The unstated economic rationale for the takeover is much more self-interested. Hamdok had set his sights on reducing the bloated military budget and dismantling the far-reaching commercial empire of military-controlled companies. Removing the tax privileges of the crony capitalists and their ability to win government contracts without competition is a precondition for legitimate business to prosper and Sudan’s economy to recover. A committee for investigating the companies owned by the Islamists, securocrats, and generals, and rooting out corruption, was intensifying its work over recent months. Al-Burhan dissolved it in one of his first actions Monday morning.

The transitional government’s second task was peace — resolving the long-running insurgencies in Darfur, the Nuba Mountains, and Blue Nile. The negotiations convened in the South Sudanese capital Juba and dragged on for months. The military delegates were experienced at negotiating ceasefires and cutting deals with armed rebels and quickly gained the upper hand over civilians whose concerns with democratic principles and equitable development provided less immediate inducements for the insurgent commanders. A deal with most of the rebels was signed in Juba a year ago — incomplete but a step forward.

Al-Burhan’s takeover imperils the Juba Peace Agreement. Two of the armed group leaders who signed — Minni Minawi of the Sudan Liberation Army and Jibreel Ibrahim of the Justice and Equality Movement — have sided with al-Burhan. Neither has a big constituency, and they are more comfortable cutting deals with soldiers than facing the electorate in a free election. Another group, the Sudan Revolutionary Front of Malik Agar and Yasir Arman — politicians who have shown themselves capable of mobilizing significant civilian constituencies — have sided with Hamdok.

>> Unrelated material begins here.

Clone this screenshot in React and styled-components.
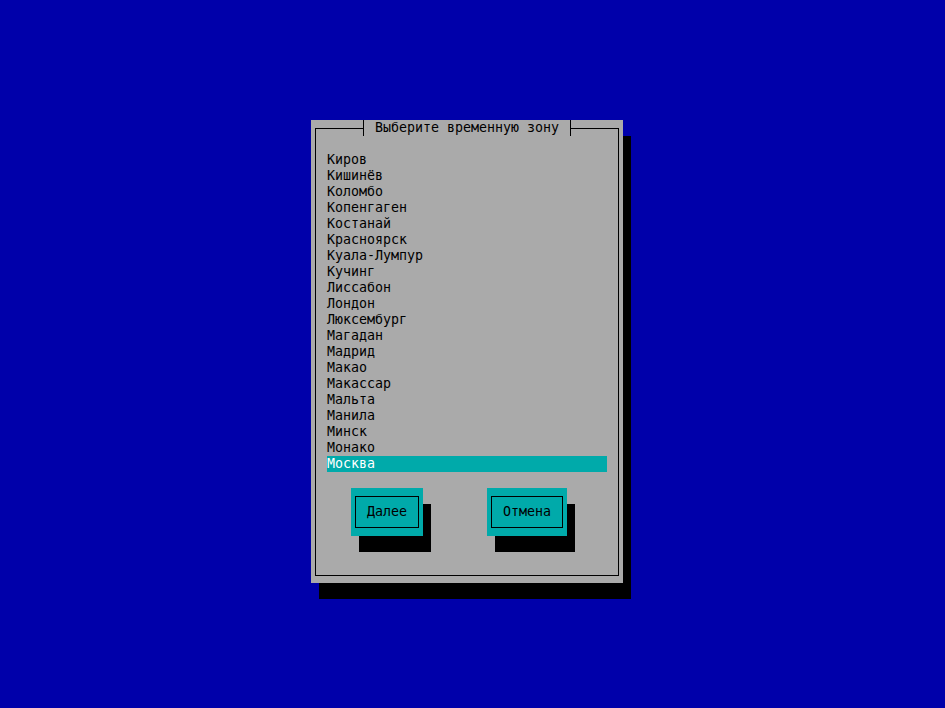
import React from 'react';
import styled, { createGlobalStyle } from 'styled-components';

const Global = createGlobalStyle`
  html, body { margin: 0; padding: 0; background: #0000aa; }
  body { font-family: "DejaVu Sans Mono", "Liberation Mono", monospace; }
`;

const Screen = styled.div`
  width: 945px;
  height: 708px;
  background: #0000aa;
  box-sizing: border-box;
  padding: 120px 0 0 311px;
`;

const Window = styled.div`
  width: 312px;
  height: 463px;
  background: #aaaaaa;
  box-shadow: 8px 16px 0 #000;
  box-sizing: border-box;
  padding: 8px 4px 7px 4px;
`;

const Frame = styled.div`
  position: relative;
  height: 100%;
  border: 1px solid #000;
  box-sizing: border-box;
  padding: 23px 0 0 11px;
`;

const Title = styled.div`
  position: absolute;
  top: -9px;
  left: 47px;
  height: 16px;
  line-height: 16px;
  padding: 0 11px;
  background: #aaaaaa;
  border-left: 1px solid #000;
  border-right: 1px solid #000;
  font-size: 13.3px;
  color: #000;
  white-space: nowrap;
`;

const List = styled.div`
  display: flex;
  flex-direction: column;
`;

const Item = styled.div`
  width: 280px;
  height: 16px;
  line-height: 16px;
  font-size: 13.3px;
  white-space: nowrap;
  color: ${p => (p.$selected ? '#ffffff' : '#000000')};
  background: ${p => (p.$selected ? '#00aaaa' : 'transparent')};
`;

const Buttons = styled.div`
  display: flex;
  gap: 64px;
  margin-top: 16px;
  padding-left: 24px;
`;

const Button = styled.div`
  background: #00aaaa;
  padding: 8px 4px;
  box-shadow: 8px 16px 0 #000;
`;

const ButtonInner = styled.div`
  height: 32px;
  box-sizing: border-box;
  border: 1px solid #000;
  padding: 0 11px;
  line-height: 30px;
  font-size: 13.3px;
  color: #000;
  white-space: nowrap;
`;

const zones = [
  'Киров', 'Кишинёв', 'Коломбо', 'Копенгаген', 'Костанай', 'Красноярск',
  'Куала-Лумпур', 'Кучинг', 'Лиссабон', 'Лондон', 'Люксембург', 'Магадан',
  'Мадрид', 'Макао', 'Макассар', 'Мальта', 'Манила', 'Минск', 'Монако', 'Москва',
];

export default function App() {
  return (
    <>
      <Global />
      <Screen>
        <Window>
          <Frame>
            <Title>Выберите временную зону</Title>
            <List>
              {zones.map(z => (
                <Item key={z} $selected={z === 'Москва'}>{z}</Item>
              ))}
            </List>
            <Buttons>
              <Button><ButtonInner>Далее</ButtonInner></Button>
              <Button><ButtonInner>Отмена</ButtonInner></Button>
            </Buttons>
          </Frame>
        </Window>
      </Screen>
    </>
  );
}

The biggest armed opposition groups — the Sudan Liberation Movement of Abdel Wahid al-Nur in Darfur, and the Sudan People’s Liberation Movement-North, in the Nuba Mountains — had not yet signed the Juba Agreement, arguing that their demands for constitutional guarantees in the national political system weren’t yet met. Their sympathies are with Hamdok, not the army, and peace in those areas is now more fragile than ever.

Al-Burhan claims that his putsch was intended to ”prevent war.” It’s a largely spurious claim, but it contains an element of truth. The way that al-Bashir managed Sudan’s troublesome peripheries was through paying off tribal chiefs and local militia leaders, skillfully playing local political rivalries to his advantage. Al-Burhan is using the same playbook, most notably stirring discontent in Eastern Sudan, which he them blamed on the civilians and said — correctly — that he could resolve. The urban technocrats deride the skills of transactional provincial politicking as corruption and tribally based divide and rule, but they have no alternative other than bargaining with local big men to maintain local peace. When they fail to do so, rural discontent can cause wider problems. Protesters in Eastern Sudan blocked the road from Port Sudan to Khartoum, causing immediate shortages of essential goods in the capital. Al-Burhan promptly cut a deal with the troublesome local chief.

The third transitional agenda was putting in place the institutions and laws for a working democracy. Perhaps the biggest failing of the civilians was that they didn’t set up the promised Transitional Legislative Assembly, so there was neither an official forum for political debate nor formal oversight of the executive. The main rationale for the delay — it should wait until all the rebel groups had joined the government — had worn thin. The civilian parties simply couldn’t agree, much to the frustration of the populace.

Meanwhile, popular demands for justice met with stonewalling and anxiety from the soldiers. After he was deposed, al-Bashir was jailed, and the government then agreed to send him to The Hague to face prosecution at the International Criminal Court. It was a polarizing decision, not least because many army officers feared that their embittered former commander-in-chief might name them as co-conspirators in his alleged crimes in Darfur. Al-Burhan and Hemedti are also justifiably anxious that the long-promised investigation into the June 2019 massacre might point a finger of blame in their direction.

As the date for al-Burhan’s rotation off the Chairmanship of the Sovereignty Council approached — his days as de facto head of state running out — he had reason to be worried. Sudan was stumbling along the right track, but he and his cabal of senior officers and crony capitalists were facing the reality that democracy, the rule of law, and the creation of a level economic playing field, meant that they were set to lose out.

Al-Burhan is a feeble imitation of his predecessors as military dictator. He has shown no confidence on the political stage, produced no powerful backers at home or abroad, offered no practical alternatives to Hamdok’s policies. He doesn’t command the institutions of state — the ministry of information and Sudan’s diplomatic corps, among others, still profess loyalty to the ”legitimate” government of Hamdok. The protesters are back on the street, undeterred by threats of violence. Al-Burhan’s coup is transparently an attempt to protect personal and factional interests, and the Sudanese populace and international community have instantly seen it as such. It’s less a seizure of power than a gesture of powerlessness.

Washington has the correct approach to date, which is to stick to a principled support for the democratic transition, and work with Sudan’s Middle Eastern allies and sponsors to keep them in line too. Up to now this is working: no Arab country has broken ranks to back al-Burhan’s coup. The next step is to line up a broad-based coalition to walk al-Burhan back from his misstep, and double down on supporting the key reforms needed to diminish the army’s influence over Sudan’s politics and economy.